DO THIS. From the first line of the listing below, retype each line up to and including the one with "2025', 'September, 2025'];"; pictures stay out.

SOURCE DATA.
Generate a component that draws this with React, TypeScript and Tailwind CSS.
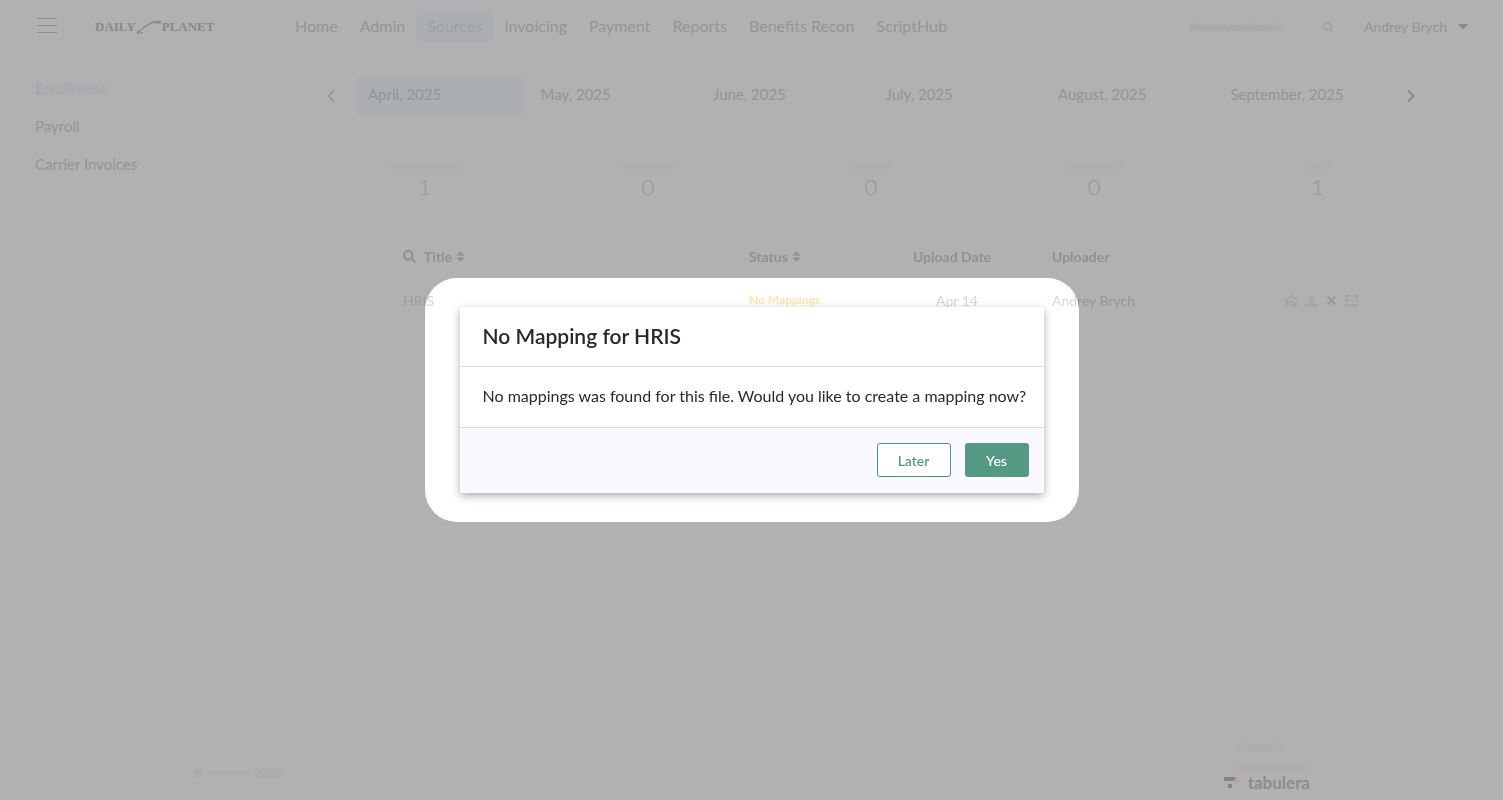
import type { ReactNode } from 'react';
import { FaCaretDown, FaSearch, FaSort } from 'react-icons/fa';
import { ChevronLeft, ChevronRight } from 'lucide-react';
import clsx from 'clsx';

const navItems = ['Home', 'Admin', 'Sources', 'Invoicing', 'Payment', 'Reports', 'Benefits Recon', 'ScriptHub'];

const months = ['April, 2025', 'May, 2025', 'June, 2025', 'July, 2025', 'August, 2025', 'September, 2025'];

const stats = [
  { value: 1, bar: 'w-[70px]' },
  { value: 0, bar: 'w-[52px]' },
  { value: 0, bar: 'w-9' },
  { value: 0, bar: 'w-[52px]' },
  { value: 1, bar: 'w-5' },
];

function Logo() {
  return (
    <a href="#" className="flex w-[121px] items-center font-['Liberation_Serif',serif] text-[13px] font-bold text-[#8b898c]">
      DAILY
      <svg viewBox="0 0 26 18" className="h-[18px] w-[26px] shrink-0" fill="none" stroke="currentColor">
        <path d="M1 15.5C7 10 12 5 18 4.500L25 5" strokeWidth="1.200" />
        <path d="M14 5.500C17 2.500 21 2.500 25 3L24 5.500C20 4 17 5 14 5.500Z" fill="currentColor" strokeWidth="0.3" />
        <path d="M1 15.500l6-1M1 15.500l2-4" strokeWidth="1" />
      </svg>
      PLANET
    </a>
  );
}

function Header() {
  return (
    <header className="flex h-[54px] items-center pr-8 pl-[37px] text-[#969497]">
      <button aria-label="Menu" className="mr-[38px] flex h-5 w-5 flex-col justify-center gap-[6px] pb-1">
        <span className="h-px shrink-0 bg-[#8d8b8e]" />
        <span className="h-px shrink-0 bg-[#8d8b8e]" />
        <span className="h-px shrink-0 bg-[#8d8b8e]" />
      </button>
      <Logo />
      <nav className="ml-[68px] flex items-center pb-[2px] text-[16px]">
        {navItems.map((item) => (
          <a
            key={item}
            href="#"
            className={clsx(
              'rounded-[4px] px-[11px] py-1 leading-6 whitespace-nowrap',
              item === 'Sources' && 'bg-[#abafb1] text-[#9ca1a3]',
            )}
          >
            {item}
          </a>
        ))}
      </nav>
      <label className="ml-auto flex items-center text-[#a5a3a6]">
        <input
          aria-label="Search"
          placeholder="Hmmmmmismmic"
          className="w-[134px] bg-transparent text-[12px] blur-[1px] placeholder:text-[#a09ea1]"
        />
        <FaSearch size={11} />
      </label>
      <button className="ml-[30px] flex items-center gap-2 pb-[2px] text-[14px] whitespace-nowrap">
        Andrey Brych
        <FaCaretDown size={16} className="text-[#8b898c]" />
      </button>
    </header>
  );
}

function ActionButton({ label, children }: { label: string; children: ReactNode }) {
  return (
    <button aria-label={label} className="flex h-4 w-4 items-center justify-center">
      <svg viewBox="0 0 16 16" className="h-[15px] w-[15px]" fill="none" stroke="currentColor" strokeWidth="2">
        {children}
      </svg>
    </button>
  );
}

function FilesTable() {
  return (
    <div className="relative z-20 mt-10 ml-[90px]">
      <table className="w-full table-fixed text-left text-[14px] text-black/17">
        <thead>
          <tr className="h-[30px] font-bold text-[#929093]">
            <th className="w-[346px]">
              <span className="flex items-center">
                <FaSearch size={13} className="mr-2" />
                Title
                <FaSort size={13} className="ml-[2px]" />
              </span>
            </th>
            <th className="w-[143px]">
              <span className="flex items-center">
                Status
                <FaSort size={13} className="ml-[2px]" />
              </span>
            </th>
            <th className="w-[120px] text-center">Upload Date</th>
            <th className="w-[271px] pl-10">Uploader</th>
            <th aria-label="Actions" />
          </tr>
        </thead>
        <tbody>
          <tr className="h-[58px]">
            <td>
              <a href="#" className="text-[#4a7f77]/30">HRIS</a>
            </td>
            <td className="text-[12px] font-bold text-[#ffd27a]/60">No Mappings</td>
            <td className="pl-[10px] text-center">Apr 14</td>
            <td className="pl-10">Andrey Brych</td>
            <td>
              <span className="flex gap-1 text-[#a0a4a6]">
                <ActionButton label="Preview">
                  <path d="M3 14V7l5-4 5 4M3 10h4M7 8l6 6M6 13h7V9" />
                </ActionButton>
                <ActionButton label="Upload">
                  <path d="M1 13h14M8 3v8M5 10h6M6 6h4" />
                </ActionButton>
                <ActionButton label="Delete">
                  <path d="M4 4l8 8M12 4l-8 8" stroke="#959799" />
                </ActionButton>
                <ActionButton label="Mapping">
                  <path d="M1 3h14M1 8h4M7 8h3M12 8h3M1 13h14M2 3v5M14 3v5" />
                </ActionButton>
              </span>
            </td>
          </tr>
        </tbody>
      </table>
    </div>
  );
}

function MappingDialog() {
  return (
    <div className="fixed inset-0 z-30 flex items-center justify-center">
      <section
        role="dialog"
        aria-labelledby="dialog-title"
        className="w-[584px] overflow-hidden rounded-[3px] bg-white text-[#2a282c] shadow-[0_3px_8px_rgba(60,50,65,0.4)]"
      >
        <h2 id="dialog-title" className="border-b border-[#dcdbde] px-[23px] pt-[14px] pb-4 text-[21px] leading-[29px] font-semibold">
          No Mapping for HRIS
        </h2>
        <p className="border-b border-[#dcdbde] px-[23px] pt-[17px] pb-[19px] text-[16px] leading-6 whitespace-nowrap">
          No mappings was found for this file. Would you like to create a mapping now?
        </p>
        <div className="flex justify-end gap-[14px] bg-[#faf9fe] px-[15px] pt-[15px] pb-4 text-[14px] font-medium">
          <button className="h-[34px] w-[74px] rounded-[3px] border border-[#4c9480] bg-white text-[#4c9480]">
            Later
          </button>
          <button className="h-[34px] w-16 rounded-[3px] bg-[#549983] text-white">Yes</button>
        </div>
      </section>
    </div>
  );
}

export default function App() {
  return (
    <div className="flex min-h-screen flex-col bg-[#b2b0b3] font-[Lato,sans-serif] text-[#969497]">
      <Header />
      <div className="flex grow">
        <aside className="w-[313px] shrink-0 pt-[15px] pl-[35px] text-[15px] leading-[38px]">
          <a href="#" className="block text-[#9ca7a8] blur-[1px]">Enrollment</a>
          <a href="#" className="block">Payroll</a>
          <a href="#" className="block">Carrier Invoices</a>
        </aside>
        <main className="grow pt-[22px] pr-[74px]">
          <div className="flex h-10 items-center">
            <button aria-label="Previous months" className="mr-[9px] flex w-9 justify-center">
              <ChevronLeft size={20} />
            </button>
            <div className="grid grow grid-cols-6 text-[15px]">
              {months.map((month, index) => (
                <button
                  key={month}
                  className={clsx(
                    'mr-2 h-10 px-[10px] pb-1 text-left whitespace-nowrap',
                    index === 0 && 'rounded-[3px] bg-[#abafb1]',
                  )}
                >
                  {month}
                </button>
              ))}
            </div>
            <button aria-label="Next months" className="flex w-9 justify-center text-[#807e81]">
              <ChevronRight size={20} />
            </button>
          </div>
          <div className="mt-12 grid grid-cols-5">
            {stats.map((stat, index) => (
              <div key={index} className="flex flex-col items-center">
                <span className={clsx('h-1 bg-[#abaaac] blur-[2px]', stat.bar)} />
                <span className="mt-[5px] text-[22px] leading-7 font-light">{stat.value}</span>
              </div>
            ))}
          </div>
          <FilesTable />
        </main>
      </div>
      <footer className="flex items-end justify-between pr-[193px] pb-[7px] pl-[194px]">
        <p className="flex items-center gap-1 pb-3 text-[12px] leading-4 text-[#a5a3a6] blur-[1px]">
          © <span className="h-1 w-[42px] bg-[#abaaac]" /> 2025
        </p>
        <div className="flex flex-col items-end">
          <span className="mr-[30px] h-1 w-10 bg-[#adabae] blur-[2px]" />
          <span className="mt-4 h-1 w-[74px] bg-[#abaaac] blur-[2px]" />
          <a href="#" className="mt-1 flex items-center gap-2 text-[17px] leading-5 font-bold text-[#8d8b8e]">
            <svg viewBox="0 0 16 14" className="h-[14px] w-4">
              <path d="M0 1h12v4H0zM4 8h4v4H4z" fill="#858386" />
              <path d="M12 1l4 4-4 3-3-3z" fill="#b9a0a5" />
            </svg>
            tabulera
          </a>
        </div>
      </footer>

      {/* spotlight behind the dialog, below the table row */}
      <div className="pointer-events-none fixed inset-0 z-10 flex items-center justify-center">
        <div className="h-[244px] w-[654px] rounded-[32px] bg-white" />
      </div>
      <MappingDialog />
    </div>
  );
}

TASK RESPONSE.
Generate a component that draws this with React, TypeScript and Tailwind CSS.
import type { ReactNode } from 'react';
import { FaCaretDown, FaSearch, FaSort } from 'react-icons/fa';
import { ChevronLeft, ChevronRight } from 'lucide-react';
import clsx from 'clsx';

const navItems = ['Home', 'Admin', 'Sources', 'Invoicing', 'Payment', 'Reports', 'Benefits Recon', 'ScriptHub'];

const months = ['April, 2025', 'May, 2025', 'June, 2025', 'July, 2025', 'August, 2025', 'September, 2025'];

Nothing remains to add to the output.